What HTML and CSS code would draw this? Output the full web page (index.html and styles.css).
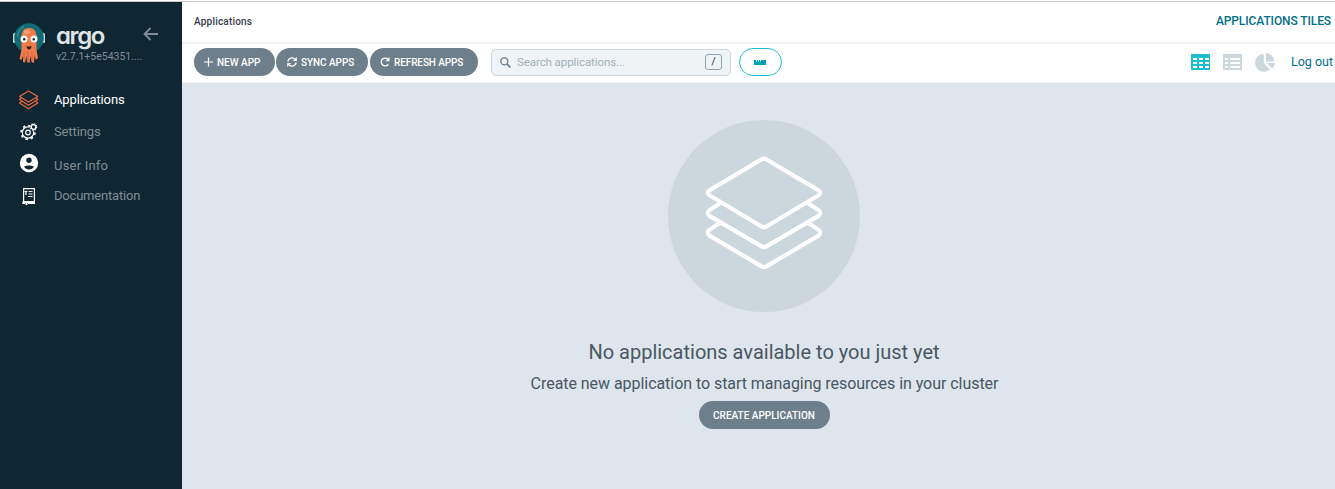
FILE: index.html
```html
<!DOCTYPE html>
<html lang="en">
<head>
<meta charset="utf-8">
<title>Applications</title>
<link rel="stylesheet" href="styles.css">
</head>
<body>
<div class="layout">
  <nav class="sidebar">
    <div class="brand">
      <svg class="mascot" width="34" height="44" viewBox="0 0 34 44">
        <rect x="1" y="11" width="32" height="10" rx="1.5" fill="#c5dde3"/>
        <circle cx="17" cy="16" r="14.8" fill="#126b74"/>
        <path d="M5.5 15Q6 8 12 4.500" fill="none" stroke="#6aa6aa" stroke-width=".7"/>
        <path d="M9.500 15C9.500 9 12 6 17 6S24.500 9 24.500 15V28L26 36L24 38L22.500 34L22 41L19.500 40L18.500 34L17.500 41L15 40L14.500 34L13 40.500L11 40V34L9.500 38L7.500 37L9.500 28Z" fill="#ef7b4d"/>
        <ellipse cx="15" cy="10" rx="3" ry="2" fill="#f6a07a"/>
        <path d="M12 30V38M16 30V39M20 30V38" stroke="#c95c3a" stroke-width=".8"/>
        <circle cx="12" cy="17" r="3.500" fill="#fff"/><circle cx="22" cy="17" r="3.500" fill="#fff"/>
        <circle cx="12.200" cy="17.200" r="1.200" fill="#202020"/><circle cx="21.800" cy="17.200" r="1.200" fill="#202020"/>
        <path d="M14.500 24Q17 25.500 19.500 24Q19 27.500 17 27.500T14.500 24Z" fill="#2a1720"/>
      </svg>
      <div class="brand-text">
        <div class="brand-name">argo</div>
        <div class="version">v2.7.1+5e54351....</div>
      </div>
      <svg class="back" width="16" height="14" viewBox="0 0 16 14" fill="none" stroke="#818d94" stroke-width="1.800"><path d="M15 7H2M7.500 1L1.500 7L7.500 13"/></svg>
    </div>
    <ul class="menu">
      <li class="item active">
        <svg width="20" height="20" viewBox="0 0 20 20" fill="none" stroke="#f2693c" stroke-width="1.100" stroke-linejoin="round"><path d="M9.500 1L18.800 6.500L9.500 12L.5 6.500Z"/><path d="M2.500 8L.5 9.500L9.500 15.300L18.800 9.500L17 8M2.500 11.500L.5 13L9.500 18.800L18.800 13L17 11.500"/></svg>
        <span>Applications</span></li>
      <li class="item settings">
        <svg width="20" height="20" viewBox="0 0 20 20" fill="none" stroke="#fff"><circle cx="9" cy="11.500" r="5.700" stroke-width="1.200"/><circle cx="9" cy="11.500" r="6.900" stroke-width="1.800" stroke-dasharray="2.400 3.019"/><circle cx="9" cy="11.500" r="2.300" stroke-width="1.200"/><circle cx="14.500" cy="6" r="3.800" fill="#0f2733" stroke="none"/><circle cx="14.500" cy="6" r="2.300" stroke-width="1.300"/><circle cx="14.500" cy="6" r="3.200" stroke-width="1.100" stroke-dasharray="1.300 1.213"/></svg>
        <span>Settings</span></li>
      <li class="item user">
        <svg width="20" height="20" viewBox="0 0 20 20"><circle cx="10" cy="10" r="9.200" fill="#fff"/><circle cx="10" cy="7.300" r="2.700" fill="#0f2733"/><path d="M5 13.500Q10 11.500 15 13.500Q13.500 16.500 10 16.500T5 13.500Z" fill="#0f2733"/></svg>
        <span>User Info</span></li>
      <li class="item docs">
        <svg width="20" height="20" viewBox="0 0 20 20" fill="none" stroke="#fff" stroke-width="1.200"><path d="M4.600 16V2.600H15.400V17.500H9M4 15.500V17.500H6"/><path d="M5.500 5.500H8.300M7 5.500V9M9.500 5.500H13.500M9.500 8H13.500M9 10.500H13.500"/><path d="M4 16H15.500" stroke-width="2"/><path d="M7.500 16.500V19" stroke-width="2"/></svg>
        <span>Documentation</span></li>
    </ul>
  </nav>
  <main class="main">
    <header class="topbar"><span class="crumb">Applications</span><span class="view-title">APPLICATIONS TILES</span></header>
    <div class="toolbar">
      <button class="btn new"><svg width="9" height="10" viewBox="0 0 9 10" stroke="#fff" stroke-width="1.200"><path d="M4.500 .5V9.500M0 5H9"/></svg><span>NEW APP</span></button>
      <button class="btn sync"><svg width="10" height="10" viewBox="0 0 10 10" fill="none" stroke="#fff" stroke-width="1.400"><path d="M.8 4.500A4.200 4.200 0 0 1 8 2.200M9.200 5.500A4.200 4.200 0 0 1 2 7.800"/><path d="M9.800 0V4H5.800ZM.2 10V6H4.200Z" fill="#fff" stroke="none"/></svg><span>SYNC APPS</span></button>
      <button class="btn refresh"><svg width="10" height="10" viewBox="0 0 10 10" fill="none" stroke="#fff" stroke-width="1.400"><path d="M8 2.300A3.900 3.900 0 1 0 8.300 7.300"/><path d="M9.500 0V4.200H5.300Z" fill="#fff" stroke="none"/></svg><span>REFRESH APPS</span></button>
      <div class="search">
        <svg width="11" height="11" viewBox="0 0 11 11" fill="none" stroke="#6d7f8b"><circle cx="4.300" cy="4.300" r="3.500" stroke-width="1.300"/><path d="M6.900 6.900L10.300 10.300" stroke-width="1.700"/></svg>
        <span class="placeholder">Search applications...</span><kbd>/</kbd>
      </div>
      <button class="health"><svg width="12" height="5" viewBox="0 0 12 5"><path d="M0 0H2V1.500H3V0H4V1.500H5V0H6V1.500H7V0H12V5H0Z" fill="#00a2b3"/></svg></button>
      <div class="views">
        <svg width="19" height="16" viewBox="0 0 19 16" shape-rendering="crispEdges"><rect width="19" height="16" fill="#1fbdd0"/><path d="M2 5H18M2 9H18M2 13H18" stroke="#fff" stroke-width="2" stroke-dasharray="4 2"/></svg>
        <svg width="19" height="16" viewBox="0 0 19 16" shape-rendering="crispEdges"><rect width="19" height="16" fill="#ccd6dd"/><path d="M2 5H5M7 5H17M2 9H5M7 9H17M2 13H5M7 13H17" stroke="#fff" stroke-width="2"/></svg>
        <svg width="20" height="19" viewBox="0 0 20 19" fill="#ccd6dd"><path d="M8.800 1A8.900 8.900 0 1 0 15 16.500L8.800 10Z"/><path d="M11 0V8.500H19A8.200 8.200 0 0 0 11 0ZM11.500 10H20Q19.500 13.500 17 15.500Z"/></svg>
      </div>
      <a class="logout">Log out</a>
    </div>
    <section class="empty">
      <div class="disc"><svg width="118" height="114" viewBox="0 0 120 116" fill="none" stroke="#fff" stroke-width="4.300" stroke-linejoin="round" stroke-linecap="round"><path d="M57.500 3.500Q60 2 62.500 3.500L115.500 35Q119 37.500 115.500 40L62.500 71.800Q60 73.500 57.500 71.800L4.500 40Q1 37.500 4.500 35Z"/><path d="M14 49L4.500 55Q1 58 4.500 61L57.500 92Q60 93.500 62.500 92L115.500 61Q119 58 115.500 55L106 49"/><path d="M14 69L4.500 75Q1 78 4.500 81L57.500 112.300Q60 113.800 62.500 112.300L115.500 81Q119 78 115.500 75L106 69"/></svg></div>
      <h4>No applications available to you just yet</h4>
      <h5>Create new application to start managing resources in your cluster</h5>
      <button class="btn create"><span>CREATE APPLICATION</span></button>
    </section>
  </main>
</div>
</body>
</html>
```
FILE: styles.css
```css
* { box-sizing: border-box; }
body { margin: 0; background: #fff; font-family: Roboto, "Liberation Sans", sans-serif; overflow: hidden; }
svg { display: block; flex: none; }
button { font-family: inherit; cursor: pointer; }
span, a { white-space: nowrap; }
.layout { display: flex; height: 489px; padding-top: 1px; }
.sidebar { width: 182px; flex: none; background: #0f2733; border-top: 1px solid #c8c8c8; }
.brand { display: flex; height: 82px; padding: 20px 0 0 12px; }
.brand-text { width: 88px; margin-left: 10px; }
.brand-name { height: 28px; font: 600 24px/28px Inter, sans-serif; font-feature-settings: "cv11"; letter-spacing: -1.4px; color: #dfe5e6; }
.version { font-size: 10.500px; line-height: 14px; color: #818d94; white-space: nowrap; }
.back { margin: 5px 0 0 -1px; }
.menu { list-style: none; margin: 0; padding: 0; }
.item { display: flex; align-items: center; height: 32px; padding-left: 19px; gap: 15px; font-size: 13px; letter-spacing: -.12px; color: #818d94; }
.active { height: 30px; color: #fff; }
.active svg { margin-top: 2px; }
.settings { height: 34px; }
.user { height: 33px; letter-spacing: .2px; }
.user svg { margin-bottom: 3px; }
.user span { padding-top: 2px; }
.docs { height: 29px; letter-spacing: -.2px; }
.docs svg { margin-top: 1px; }
.main { flex: 1; min-width: 0; display: flex; flex-direction: column; border-top: 1px solid #c8c8c8; }
.topbar { height: 42px; flex: none; display: flex; justify-content: space-between; align-items: center; padding: 0 4px 2px 12px; border-bottom: 2px solid #eff3f5; }
.crumb { font-size: 10px; font-weight: 500; letter-spacing: .2px; color: #363c4a; }
.view-title { font-size: 12px; font-weight: 500; letter-spacing: -.1px; color: #006f8a; }
.toolbar { height: 39px; flex: none; display: flex; align-items: center; padding: 0 2px 2px 12px; border-bottom: 1px solid #eff3f5; }
.btn { height: 28px; border: 0; border-radius: 14px; background: #6d7f8b; color: #fff; display: flex; align-items: center; padding: 0 0 0 10px; gap: 4px; font-size: 10px; font-weight: 500; }
.new { width: 81px; margin-right: 1px; }
.sync { width: 92px; margin-right: 2px; padding-left: 11px; letter-spacing: -.05px; }
.refresh { width: 108px; letter-spacing: -.1px; }
.search { width: 240px; height: 27px; margin-left: 13px; border: 1px solid #ccd6dd; border-radius: 5px; background: #eff3f5; display: flex; align-items: center; padding: 0 8px; gap: 6px; }
.placeholder { flex: 1; font-size: 11.500px; letter-spacing: -.08px; color: #a3b0b8; }
kbd { width: 17px; height: 16px; border: 1px solid #8fa4b1; border-radius: 3px; font: 11px/14px Roboto, sans-serif; text-align: center; color: #363c4a; }
.health { width: 43px; height: 28px; margin-left: 8px; padding: 0 1px 0 0; border: 1px solid #1fbdd0; border-radius: 14px; background: #fff; display: flex; align-items: center; justify-content: center; }
.views { display: flex; align-items: center; gap: 13px; margin-left: auto; }
.logout { width: 42px; margin: 0 0 2px 16px; font-size: 12.500px; color: #006f8a; }
.empty { flex: 1; background: #dee5ec; display: flex; flex-direction: column; align-items: center; padding: 37px 0 0 11px; }
.disc { width: 192px; height: 192px; flex: none; border-radius: 50%; background: #ccd6dd; display: flex; align-items: center; justify-content: center; padding-bottom: 6px; }
h4, h5 { margin: 0; font-weight: 400; color: #495763; white-space: nowrap; }
h4 { margin-top: 28px; font-size: 20px; line-height: 25px; }
h5 { margin-top: 9px; padding-left: 1px; font-size: 16px; line-height: 20px; letter-spacing: -.05px; }
.create { width: 131px; margin-top: 7px; padding: 0; justify-content: center; }
```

____________________

In the lines above, find each one with "styles" and list it.

What HTML and CSS code would draw this? Output the full web page (index.html and styles.css).
<link rel="stylesheet" href="styles.css">
FILE: styles.css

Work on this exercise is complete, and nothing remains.